Information shown:
○ ○ ○ ○ ○

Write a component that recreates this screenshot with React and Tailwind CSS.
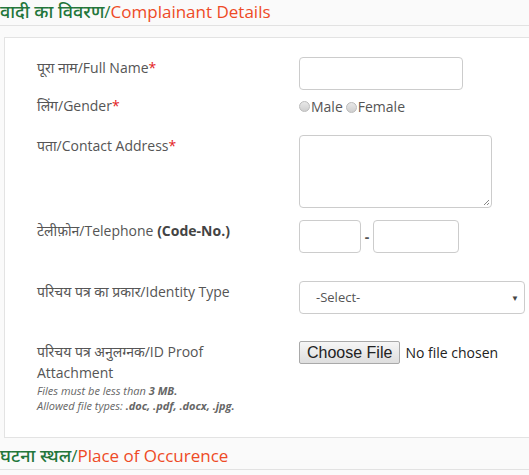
import React from 'react';

const Req = () => <span className="text-[#e32222]">*</span>;

const Label = ({ children, className = '' }) => (
  <div className={`w-[294px] shrink-0 pl-[32px] text-[14px] leading-[20px] text-[#555] ${className}`}>{children}</div>
);

const Radio = () => (
  <span className="inline-block w-[11px] h-[11px] rounded-full border border-[#bbb] bg-gradient-to-b from-[#e8e8e8] to-[#cfcfcf] align-[-1px]" />
);

const SectionTitle = ({ hi, en }) => (
  <div className="border-b border-[#e2e2e2] pb-[2px] text-[17px] leading-[22px]">
    <span className="text-[#23763a] text-[18px] font-medium">{hi}</span>
    <span className="text-[#23763a]">/</span>
    <span className="text-[#ee4a26]">{en}</span>
  </div>
);

export default function App() {
  return (
    <div
      className="w-[529px] h-[475px] overflow-hidden bg-[#fafafa]"
      style={{ fontFamily: '"Open Sans", "Noto Sans", "Noto Sans Devanagari", sans-serif' }}
    >
      <div>
        <SectionTitle hi="वादी का विवरण" en="Complainant Details" />
      </div>

      <div className="ml-[4px] mt-[11px] w-[540px] border border-[#e3e3e3] bg-white pt-[19px] pb-[24px]">
        {/* full name */}
        <div className="flex">
          <Label className="pt-[1px]">पूरा नाम/Full Name<Req /></Label>
          <input className="w-[164px] h-[33px] rounded-[4px] border border-[#ccc] bg-white" />
        </div>

        {/* gender */}
        <div className="flex mt-[6px] h-[20px] items-center">
          <Label>लिंग/Gender<Req /></Label>
          <div className="flex items-center text-[14px] text-[#555] mt-[1px]">
            <Radio />
            <span className="ml-[1px]">Male</span>
            <span className="ml-[3px]"><Radio /></span>
            <span className="ml-[1px]">Female</span>
          </div>
        </div>

        {/* address */}
        <div className="flex mt-[19px]">
          <Label className="pt-[1px]">पता/Contact Address<Req /></Label>
          <div className="relative w-[193px] h-[73px] rounded-[4px] border border-[#ccc] bg-white">
            <svg className="absolute right-[1px] bottom-[1px]" width="8" height="8" viewBox="0 0 8 8">
              <path d="M7 2 L2 7 M7 5 L5 7" stroke="#888" strokeWidth="1" />
            </svg>
          </div>
        </div>

        {/* telephone */}
        <div className="flex mt-[12px]">
          <Label className="pt-[1px]">टेलीफ़ोन/Telephone <span className="font-bold text-[#444]">(Code-No.)</span></Label>
          <div className="flex items-center">
            <input className="w-[62px] h-[33px] rounded-[4px] border border-[#ccc] bg-white" />
            <span className="w-[12px] text-center text-[14px] font-bold text-[#555]">-</span>
            <input className="w-[86px] h-[33px] rounded-[4px] border border-[#ccc] bg-white" />
          </div>
        </div>

        {/* identity type */}
        <div className="flex mt-[28px]">
          <Label className="pt-[1px]">परिचय पत्र का प्रकार/Identity Type</Label>
          <div className="flex items-center justify-between w-[226px] h-[33px] rounded-[4px] border border-[#ccc] bg-white pl-[16px] pr-[5px] text-[13px] text-[#555]">
            <span>-Select-</span>
            <span className="text-[8px] text-[#444]">▼</span>
          </div>
        </div>

        {/* id proof */}
        <div className="flex mt-[27px]">
          <div className="w-[294px] shrink-0 pl-[32px] text-[#555]">
            <div className="text-[14px] leading-[21px]">परिचय पत्र अनुलग्नक/ID Proof</div>
            <div className="text-[14px] leading-[21px]">Attachment</div>
            <div className="italic text-[11px] leading-[15px] text-[#666]">
              Files must be less than <span className="font-bold">3 MB.</span>
            </div>
            <div className="italic text-[11px] leading-[15px] text-[#666]">
              Allowed file types: <span className="font-bold">.doc, .pdf, .docx, .jpg.</span>
            </div>
          </div>
          <div className="flex items-start">
            <button
              className="h-[23px] px-[7px] rounded-[2px] border border-[#a9a9a9] bg-gradient-to-b from-[#f6f6f6] to-[#dedede] text-[16px] leading-[20px] text-[#222]"
              style={{ fontFamily: '"Liberation Sans", Arial, sans-serif' }}
            >
              Choose File
            </button>
            <span className="ml-[5px] text-[14px] leading-[23px] text-[#222]">No file chosen</span>
          </div>
        </div>
      </div>

      <div className="mt-[6px]">
        <SectionTitle hi="घटना स्थल" en="Place of Occurence" />
      </div>
    </div>
  );
}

○ ○ ○ ○ ○

Exercise directions:
Copy out the whole listing exactly, and don't carry over any pictures.

Result of the exercise:
Write a component that recreates this screenshot with React and Tailwind CSS.
import React from 'react';

const Req = () => <span className="text-[#e32222]">*</span>;

const Label = ({ children, className = '' }) => (
  <div className={`w-[294px] shrink-0 pl-[32px] text-[14px] leading-[20px] text-[#555] ${className}`}>{children}</div>
);

const Radio = () => (
  <span className="inline-block w-[11px] h-[11px] rounded-full border border-[#bbb] bg-gradient-to-b from-[#e8e8e8] to-[#cfcfcf] align-[-1px]" />
);

const SectionTitle = ({ hi, en }) => (
  <div className="border-b border-[#e2e2e2] pb-[2px] text-[17px] leading-[22px]">
    <span className="text-[#23763a] text-[18px] font-medium">{hi}</span>
    <span className="text-[#23763a]">/</span>
    <span className="text-[#ee4a26]">{en}</span>
  </div>
);

export default function App() {
  return (
    <div
      className="w-[529px] h-[475px] overflow-hidden bg-[#fafafa]"
      style={{ fontFamily: '"Open Sans", "Noto Sans", "Noto Sans Devanagari", sans-serif' }}
    >
      <div>
        <SectionTitle hi="वादी का विवरण" en="Complainant Details" />
      </div>

      <div className="ml-[4px] mt-[11px] w-[540px] border border-[#e3e3e3] bg-white pt-[19px] pb-[24px]">
        {/* full name */}
        <div className="flex">
          <Label className="pt-[1px]">पूरा नाम/Full Name<Req /></Label>
          <input className="w-[164px] h-[33px] rounded-[4px] border border-[#ccc] bg-white" />
        </div>

        {/* gender */}
        <div className="flex mt-[6px] h-[20px] items-center">
          <Label>लिंग/Gender<Req /></Label>
          <div className="flex items-center text-[14px] text-[#555] mt-[1px]">
            <Radio />
            <span className="ml-[1px]">Male</span>
            <span className="ml-[3px]"><Radio /></span>
            <span className="ml-[1px]">Female</span>
          </div>
        </div>

        {/* address */}
        <div className="flex mt-[19px]">
          <Label className="pt-[1px]">पता/Contact Address<Req /></Label>
          <div className="relative w-[193px] h-[73px] rounded-[4px] border border-[#ccc] bg-white">
            <svg className="absolute right-[1px] bottom-[1px]" width="8" height="8" viewBox="0 0 8 8">
              <path d="M7 2 L2 7 M7 5 L5 7" stroke="#888" strokeWidth="1" />
            </svg>
          </div>
        </div>

        {/* telephone */}
        <div className="flex mt-[12px]">
          <Label className="pt-[1px]">टेलीफ़ोन/Telephone <span className="font-bold text-[#444]">(Code-No.)</span></Label>
          <div className="flex items-center">
            <input className="w-[62px] h-[33px] rounded-[4px] border border-[#ccc] bg-white" />
            <span className="w-[12px] text-center text-[14px] font-bold text-[#555]">-</span>
            <input className="w-[86px] h-[33px] rounded-[4px] border border-[#ccc] bg-white" />
          </div>
        </div>

        {/* identity type */}
        <div className="flex mt-[28px]">
          <Label className="pt-[1px]">परिचय पत्र का प्रकार/Identity Type</Label>
          <div className="flex items-center justify-between w-[226px] h-[33px] rounded-[4px] border border-[#ccc] bg-white pl-[16px] pr-[5px] text-[13px] text-[#555]">
            <span>-Select-</span>
            <span className="text-[8px] text-[#444]">▼</span>
          </div>
        </div>

        {/* id proof */}
        <div className="flex mt-[27px]">
          <div className="w-[294px] shrink-0 pl-[32px] text-[#555]">
            <div className="text-[14px] leading-[21px]">परिचय पत्र अनुलग्नक/ID Proof</div>
            <div className="text-[14px] leading-[21px]">Attachment</div>
            <div className="italic text-[11px] leading-[15px] text-[#666]">
              Files must be less than <span className="font-bold">3 MB.</span>
            </div>
            <div className="italic text-[11px] leading-[15px] text-[#666]">
              Allowed file types: <span className="font-bold">.doc, .pdf, .docx, .jpg.</span>
            </div>
          </div>
          <div className="flex items-start">
            <button
              className="h-[23px] px-[7px] rounded-[2px] border border-[#a9a9a9] bg-gradient-to-b from-[#f6f6f6] to-[#dedede] text-[16px] leading-[20px] text-[#222]"
              style={{ fontFamily: '"Liberation Sans", Arial, sans-serif' }}
            >
              Choose File
            </button>
            <span className="ml-[5px] text-[14px] leading-[23px] text-[#222]">No file chosen</span>
          </div>
        </div>
      </div>

      <div className="mt-[6px]">
        <SectionTitle hi="घटना स्थल" en="Place of Occurence" />
      </div>
    </div>
  );
}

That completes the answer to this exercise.